**Written task**
Transcribe the listing in full, excluding any pictures.

**Given information**
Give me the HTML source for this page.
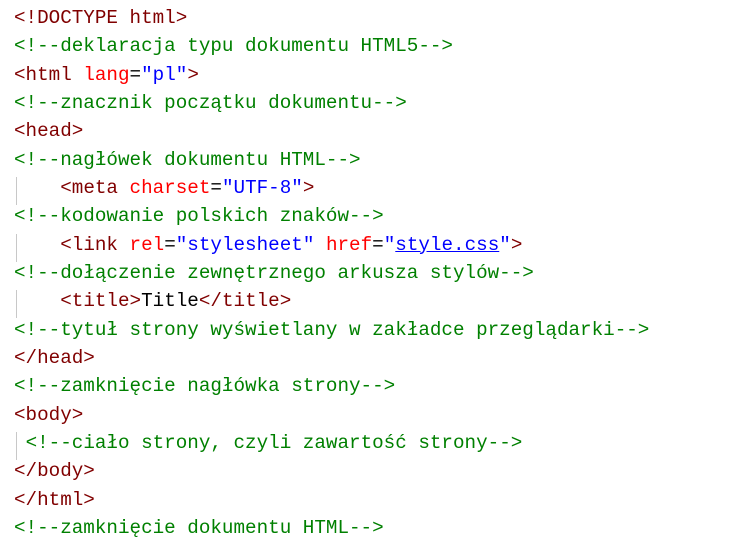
<!DOCTYPE html>
<html><head><style>
body{margin:0;background:#fff;width:730px;height:555px;overflow:hidden}
pre{margin:0;padding:4px 0 0 14px;font-family:"Liberation Mono","DejaVu Sans Mono",monospace;font-size:19.25px;line-height:28.33px;color:#000}
.t{color:#800000}.a{color:#ff0000}.v{color:#0000ff}.c{color:#008000}
.u{text-decoration:underline}
.g{position:relative}
.g:before{content:"";position:absolute;left:2px;top:0;height:28px;width:1px;background:#c8c8c8}
</style></head><body><pre><span class="t">&lt;!DOCTYPE html&gt;</span>
<span class="c">&lt;!--deklaracja typu dokumentu HTML5--&gt;</span>
<span class="t">&lt;html </span><span class="a">lang</span>=<span class="v">"pl"</span><span class="t">&gt;</span>
<span class="c">&lt;!--znacznik początku dokumentu--&gt;</span>
<span class="t">&lt;head&gt;</span>
<span class="c">&lt;!--nagłówek dokumentu HTML--&gt;</span>
<span class="g">    </span><span class="t">&lt;meta </span><span class="a">charset</span>=<span class="v">"UTF-8"</span><span class="t">&gt;</span>
<span class="c">&lt;!--kodowanie polskich znaków--&gt;</span>
<span class="g">    </span><span class="t">&lt;link </span><span class="a">rel</span>=<span class="v">"stylesheet"</span> <span class="a">href</span>=<span class="v">"<span class="u">style.css</span>"</span><span class="t">&gt;</span>
<span class="c">&lt;!--dołączenie zewnętrznego arkusza stylów--&gt;</span>
<span class="g">    </span><span class="t">&lt;title&gt;</span>Title<span class="t">&lt;/title&gt;</span>
<span class="c">&lt;!--tytuł strony wyświetlany w zakładce przeglądarki--&gt;</span>
<span class="t">&lt;/head&gt;</span>
<span class="c">&lt;!--zamknięcie nagłówka strony--&gt;</span>
<span class="t">&lt;body&gt;</span>
<span class="g"> </span><span class="c">&lt;!--ciało strony, czyli zawartość strony--&gt;</span>
<span class="t">&lt;/body&gt;</span>
<span class="t">&lt;/html&gt;</span>
<span class="c">&lt;!--zamknięcie dokumentu HTML--&gt;</span></pre></body></html>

**Answer for the task**
Give me the HTML source for this page.
<!DOCTYPE html>
<html><head><style>
body{margin:0;background:#fff;width:730px;height:555px;overflow:hidden}
pre{margin:0;padding:4px 0 0 14px;font-family:"Liberation Mono","DejaVu Sans Mono",monospace;font-size:19.25px;line-height:28.33px;color:#000}
.t{color:#800000}.a{color:#ff0000}.v{color:#0000ff}.c{color:#008000}
.u{text-decoration:underline}
.g{position:relative}
.g:before{content:"";position:absolute;left:2px;top:0;height:28px;width:1px;background:#c8c8c8}
</style></head><body><pre><span class="t">&lt;!DOCTYPE html&gt;</span>
<span class="c">&lt;!--deklaracja typu dokumentu HTML5--&gt;</span>
<span class="t">&lt;html </span><span class="a">lang</span>=<span class="v">"pl"</span><span class="t">&gt;</span>
<span class="c">&lt;!--znacznik początku dokumentu--&gt;</span>
<span class="t">&lt;head&gt;</span>
<span class="c">&lt;!--nagłówek dokumentu HTML--&gt;</span>
<span class="g">    </span><span class="t">&lt;meta </span><span class="a">charset</span>=<span class="v">"UTF-8"</span><span class="t">&gt;</span>
<span class="c">&lt;!--kodowanie polskich znaków--&gt;</span>
<span class="g">    </span><span class="t">&lt;link </span><span class="a">rel</span>=<span class="v">"stylesheet"</span> <span class="a">href</span>=<span class="v">"<span class="u">style.css</span>"</span><span class="t">&gt;</span>
<span class="c">&lt;!--dołączenie zewnętrznego arkusza stylów--&gt;</span>
<span class="g">    </span><span class="t">&lt;title&gt;</span>Title<span class="t">&lt;/title&gt;</span>
<span class="c">&lt;!--tytuł strony wyświetlany w zakładce przeglądarki--&gt;</span>
<span class="t">&lt;/head&gt;</span>
<span class="c">&lt;!--zamknięcie nagłówka strony--&gt;</span>
<span class="t">&lt;body&gt;</span>
<span class="g"> </span><span class="c">&lt;!--ciało strony, czyli zawartość strony--&gt;</span>
<span class="t">&lt;/body&gt;</span>
<span class="t">&lt;/html&gt;</span>
<span class="c">&lt;!--zamknięcie dokumentu HTML--&gt;</span></pre></body></html>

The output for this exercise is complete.